Months before he finally decided to leave for the fasting house, I was fervently praying that the Lord would speak to him and prod him to go back to his first works. And every time I did, I felt a resistance to my prayer, a struggle. The Lord was telling me that we had gone so far away from the spiritual zeal that we used to have. The gradual shift from our burning spirituality to one which was affected by secularism in recent years has somehow weakened our confidence and watered down the faith that can move mountains we used to have. I knew that and I could feel that deep within me. Because of this, I prayed the more urgently and passionately, acknowledging our faults and failings.

I put the blame on this: When we opened our doors to the Internet and social media, our focus began to shift. Ever so gradually, but it happened.

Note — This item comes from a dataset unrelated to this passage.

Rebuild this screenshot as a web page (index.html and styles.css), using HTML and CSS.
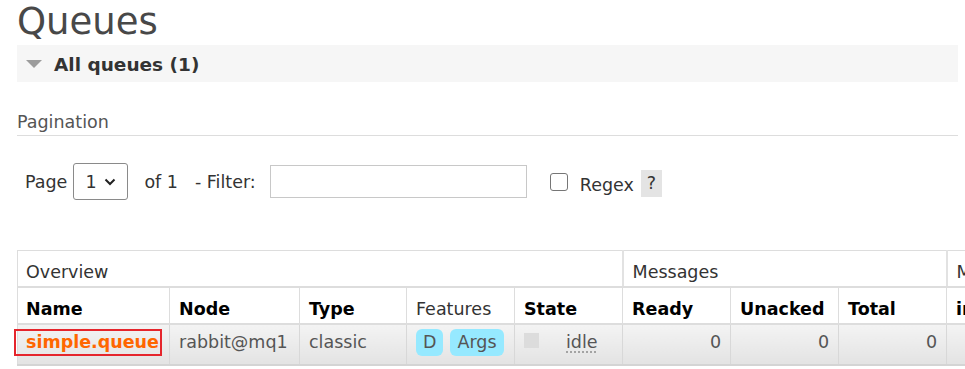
FILE: index.html
```html
<!DOCTYPE html>
<html lang="en">
<head>
    <meta charset="UTF-8">
    <meta name="viewport" content="width=device-width, initial-scale=1.0">
    <title>Queues</title>
    <link rel="stylesheet" href="styles.css">
</head>
<body>
    <h1 class="page-title">Queues</h1>

    <div class="section-bar">
        <span class="toggle"></span>
        <h2>All queues (1)</h2>
    </div>

    <div class="pagination">
        <h3>Pagination</h3>
        <div class="filter-row">
            <label for="page">Page</label>
            <span class="select-wrap">
                <select id="page"><option>1</option></select>
                <svg class="chevron" width="12" height="8" viewBox="0 0 12 8">
                    <path d="M1.5 1.5 L6 6 L10.5 1.5" fill="none" stroke="#222" stroke-width="2"/>
                </svg>
            </span>
            <span class="of">of 1</span>
            <label for="filter" class="filter-label">- Filter:</label>
            <input type="text" id="filter" class="filter-input">
            <input type="checkbox" id="regex" class="check">
            <label for="regex" class="regex-label">Regex</label>
            <span class="help">?</span>
        </div>
    </div>

    <div class="table-wrap">
        <table class="queues">
            <colgroup>
                <col style="width:152px">
                <col style="width:130px">
                <col style="width:107px">
                <col style="width:108px">
                <col style="width:108px">
                <col style="width:108px">
                <col style="width:108px">
                <col style="width:108px">
                <col style="width:120px">
                <col style="width:120px">
                <col style="width:120px">
            </colgroup>
            <thead>
                <tr class="group-row">
                    <th colspan="5">Overview</th>
                    <th colspan="3">Messages</th>
                    <th colspan="3">Message rates</th>
                </tr>
                <tr class="col-row">
                    <th>Name</th>
                    <th>Node</th>
                    <th>Type</th>
                    <th class="plain">Features</th>
                    <th>State</th>
                    <th>Ready</th>
                    <th>Unacked</th>
                    <th>Total</th>
                    <th>incoming</th>
                    <th>deliver / get</th>
                    <th>ack</th>
                </tr>
            </thead>
            <tbody>
                <tr>
                    <td><a href="#" class="queue-link">simple.queue</a></td>
                    <td>rabbit@mq1</td>
                    <td>classic</td>
                    <td class="features"><span class="badge">D</span><span class="badge">Args</span></td>
                    <td><span class="state-dot"></span><abbr class="state" title="idle">idle</abbr></td>
                    <td class="num">0</td>
                    <td class="num">0</td>
                    <td class="num">0</td>
                    <td class="num"></td>
                    <td class="num"></td>
                    <td class="num"></td>
                </tr>
            </tbody>
        </table>
    </div>
</body>
</html>
```

FILE: styles.css
```css
html, body {
    overflow: hidden;
}
body {
    margin: 0;
    padding: 0 7px 0 17px;
    font-family: "DejaVu Sans", Verdana, sans-serif;
    font-size: 17.5px;
    color: #333;
    background: #fff;
}
.page-title {
    margin: 0;
    padding-top: 2px;
    font-size: 37px;
    font-weight: normal;
    line-height: 40px;
    color: #484848;
}
.section-bar {
    display: flex;
    align-items: center;
    height: 37px;
    margin-top: 3px;
    padding-left: 9px;
    background: #f6f6f6;
}
.toggle {
    width: 0;
    height: 0;
    border-left: 8.5px solid transparent;
    border-right: 8.5px solid transparent;
    border-top: 8px solid #9c9c9c;
    margin-right: 12px;
}
.section-bar h2 {
    margin: 0;
    padding-top: 2px;
    font-size: 18.5px;
    font-weight: bold;
    color: #333;
}
.pagination h3 {
    margin: 28px 0 0;
    font-size: 17.5px;
    font-weight: normal;
    line-height: 25px;
    color: #555;
    border-bottom: 1px solid #ddd;
}
.filter-row {
    display: flex;
    align-items: center;
    height: 37px;
    margin-top: 27px;
    padding-left: 8px;
}
.select-wrap {
    position: relative;
    margin-left: 6px;
}
.select-wrap select {
    appearance: none;
    -webkit-appearance: none;
    width: 55px;
    height: 37px;
    padding: 0 0 0 11px;
    border: 1px solid #8a8a8a;
    border-radius: 3px;
    background: #fff;
    font-family: inherit;
    font-size: 17.5px;
    color: #333;
}
.chevron {
    position: absolute;
    left: 31px;
    top: 15px;
    pointer-events: none;
}
.of {
    margin-left: 16px;
}
.filter-label {
    margin-left: 17px;
}
.filter-input {
    width: 257px;
    height: 33px;
    box-sizing: border-box;
    margin: 0 0 0 14px;
    border: 1px solid #c8c8c8;
    font-family: inherit;
    font-size: 17.5px;
}
.check {
    appearance: none;
    -webkit-appearance: none;
    width: 18px;
    height: 18px;
    margin: 0 0 0 23px;
    border: 1.5px solid #767676;
    border-radius: 3px;
    background: #fff;
}
.regex-label {
    margin-left: 12px;
    margin-top: 6px;
}
.help {
    margin: 3px 0 0 7px;
    width: 21px;
    height: 27px;
    line-height: 27px;
    text-align: center;
    background: #e4e4e4;
    color: #333;
}
.table-wrap {
    margin-top: 50px;
}
.queues {
    table-layout: fixed;
    width: 1289px;
    border-collapse: collapse;
    border: 1px solid #ddd;
}
.queues th {
    padding: 11px 9px 4px;
    line-height: 20px;
    text-align: left;
    white-space: nowrap;
    overflow: hidden;
}
.group-row th {
    font-weight: normal;
    color: #333;
    border-left: 2px solid #e2e2e2;
    border-bottom: 2px solid #ddd;
}
.col-row th {
    font-weight: bold;
    color: #000;
    border-left: 1px solid #ddd;
    border-bottom: 2px solid #ddd;
}
.queues tr > :first-child {
    border-left: 1px solid #ddd;
    padding-left: 8px;
}
.col-row th.plain {
    font-weight: normal;
    color: #333;
}
.queues td {
    padding: 4px 9px 8px;
    line-height: 27px;
    vertical-align: top;
    white-space: nowrap;
    color: #555;
    border-left: 1px solid #d8d8d8;
    border-bottom: 2px solid #d4d4d4;
    background: linear-gradient(#f3f3f3, #e3e3e3);
}
.queue-link {
    display: inline-block;
    margin: 0 -5px 0 -12px;
    padding: 0 1px 0 10px;
    line-height: 23px;
    border: 2px solid #e5252c;
    color: #ff6600;
    font-weight: bold;
    text-decoration: none;
}
.features {
    padding-left: 11px;
}
.badge {
    display: inline-block;
    padding: 0 7px;
    margin-right: 7px;
    border-radius: 6px;
    background: #96e9ff;
    color: #555;
}
.state-dot {
    display: inline-block;
    width: 15px;
    height: 15px;
    margin-top: 4px;
    vertical-align: top;
    background: #dcdcdc;
}
.state {
    margin-left: 27px;
    text-decoration: underline dotted #999;
    text-underline-offset: 4px;
}
.num {
    text-align: right;
}
```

The years following our salvation, our world revolved around Church, morning and evening praise and worship, prayers, regular 3-day prayer and fasting for my husband, Bible reading (I only read the Holy Bible then, many times a day), and crusades during summer. It was rather a closed world, hedged by God’s Holy Spirit.

Then social media came to our life. In late 2010, I created my very first: Twitter. I shared encouraging tweets and verses everyday. A few months later, I created my blog, Minister of Mercy, where I wrote and shared the many amazing testimonies in our Church. Later on, I felt I wanted to write some more and share my life in the Lord and His Word to the world. So, I created Our Healing Moments and began to write in earnest. Both were gifts from heaven. My territory expanded outside the boundaries of our home. The world opened up before my eyes as the Internet broke down barriers between continents and I was introduced to the community of Christian bloggers. It was a gradual but very rewarding process. It was a time of stepping out into the world again, albeit virtually.

It was much later that I entered Facebook for the sole purpose of creating a page for my blogs and be able to share to a wider readership. There was a certain degree of apprehension on my part at first. Although I was already into blogging, I didn’t want to totally break down the walls around my private world of only God, Church, family, and a few choice neighbors. I had become used to that world, a far cry from my years of career and business. Being ill and weak, I felt safe and secure in that world.

But in the end, I had my FB account and to make the story short, I was again in the world through social media. Not long afterwards, Felix created his own FB account. Gradually (and I really observed this closely), members from our Church, from the least to the greatest, joined in. My FB community has burgeoned into proportions I didn’t quite expect. The opportunity to share my writings through my blogs has gradually increased and continues to do so. I’m really thankful for that. But somehow, we have changed, and that change is largely influenced by FB.

I now lament that instead of being soaked up with the things of God, to some degree, we are being drenched with secular things, just by lingering on that seemingly endless FB newsfeed. It is not as much as spending too much precious time there that should have been wisely spent in Bible reading and meditation, prayer and worship as it is an influencer of one’s mindset, affections, and desires.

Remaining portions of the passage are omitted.